Transiency.  Such states cannot be sustained for long… Half and hour or at most an hour or two seems to be the limit beyond which they fade into the light of common day.

Passivity.  Once the characteristic sort of consciousness has set in, the (person) feels as if his own will were in abeyance, and indeed sometimes as if he were grasped and held by a superior power.  (pp. 380-381) 

b) Cosmic Consciousness

Such experiences are instances of a sort of ‘cosmic consciousness’ which overtakes some people.

‘An officer in our police force told me that many times when off duty, and on his way home in the evening, there comes to him such a vivid and vital realisation of his oneness with this Infinite Power, and this Spirit of Infinite Peace so takes hold of and so fills him, that it seems as if his feet could hardly keep to the pavement, so buoyant and so exhilarated does he become by reason of this inflowing tide.’  (p. 393)

“I had a long drive in a hansom to my lodging…. All at once, without warning of any kind, I found myself wrapped in  flame-coloured cloud… There came upon me a sense of exultation, of immense joyousness… I saw that the universe is not composed of dead matter, but is, on the contrary, a living Presence… I saw that all men are immortal,.. that all things work together for the good of each and all…”  (p. 399, quoting Bucke: ‘Cosmic Consciousness’)

c) Other Religions

Similar experiences are encountered in other faiths.

The Hindu Swami Vivekananda  (1863 – 1902) wrote, “All the different steps in yoga are intended to bring us scientifically to the superconscious state or samadhi..”

Buddhists have the special word ‘dhyana’ for higher stages of contemplation.  These continue until one reaches ‘the end of both idea and perception…’

In Islam it is Sufism which possesses the mystical tradition.  The 11th century (C.E.) Persian philosopher Al-Ghazzali wrote, “The Science of the Sufis aims at detaching the heart from all that is not God, and at giving to it the sole occupation of the meditation of the divine being.’  (p.402)

d)   What kind of truth?

Are such mystical states convincing evidence of a super-sensory realm?  William James makes three points:

1 ‘Mystical states … usually are absolutely authoritative over the individuals to whom they come’

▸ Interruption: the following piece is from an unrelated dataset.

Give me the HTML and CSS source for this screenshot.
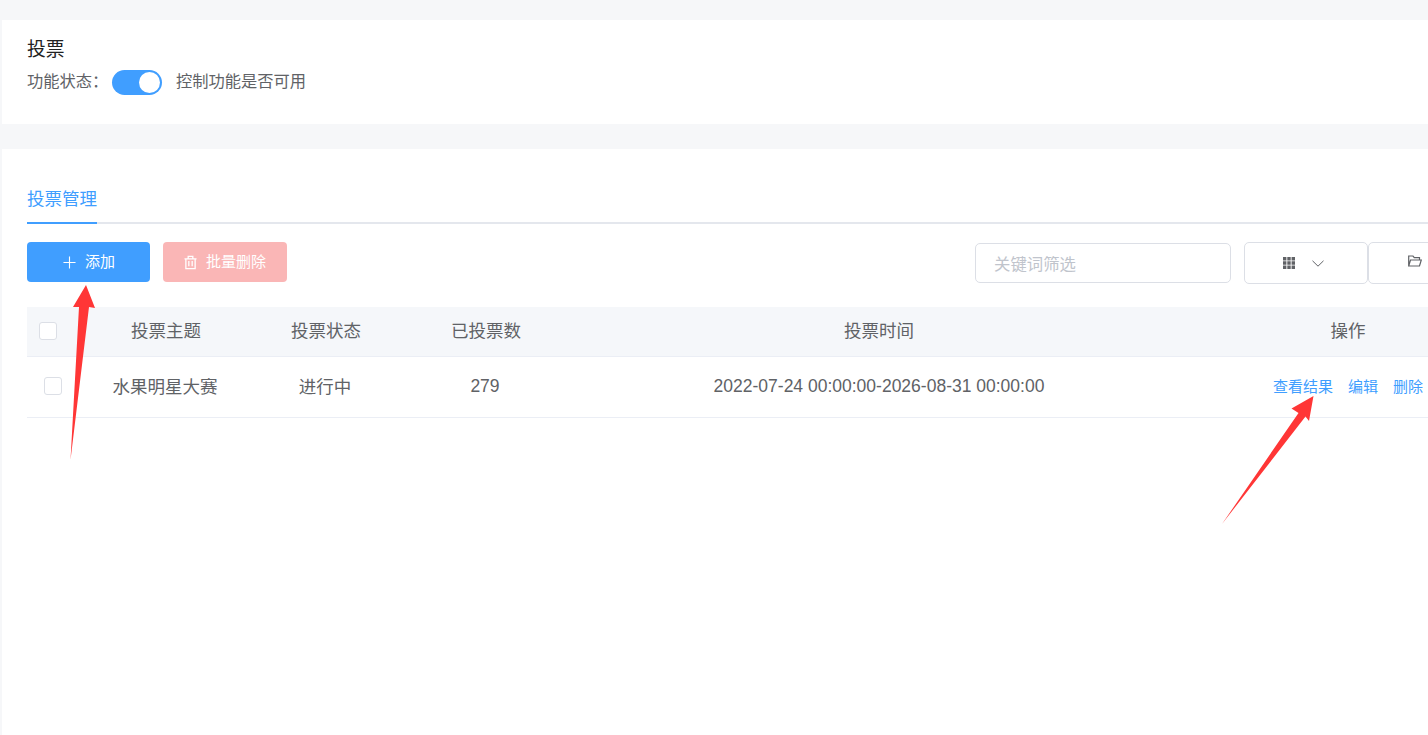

2 ‘Those who stand outside (have no duty) to accept there revelations uncritically.’

3 ‘Non-mystical or rational consciousness, based upon the understanding and the senses alone, (are shown to be) only one kind of consciousness.  (Mystical experiences) open out the possibility of other orders of truth.’ (p. 422-423)

A CONCLUSION

What does this discussion about conversion and mystical experiences signify in today’s world? 

In May 2023 I met Sabine, a pastor in east London, at St Mellitus’ College.  We walked to Earls Court station talking about the questions that were in people’s mind in the past like, ‘Is is true?’  She commented that young people came into her church with one simple question, ‘What’s in it for me?’  This sounds merely selfish.  But it actually expresses a quest for something personal, something that can change their lives.  The message of conversion and mystical experience relates directly to this desire.  Perhaps this is what will survive of the church after the current crisis.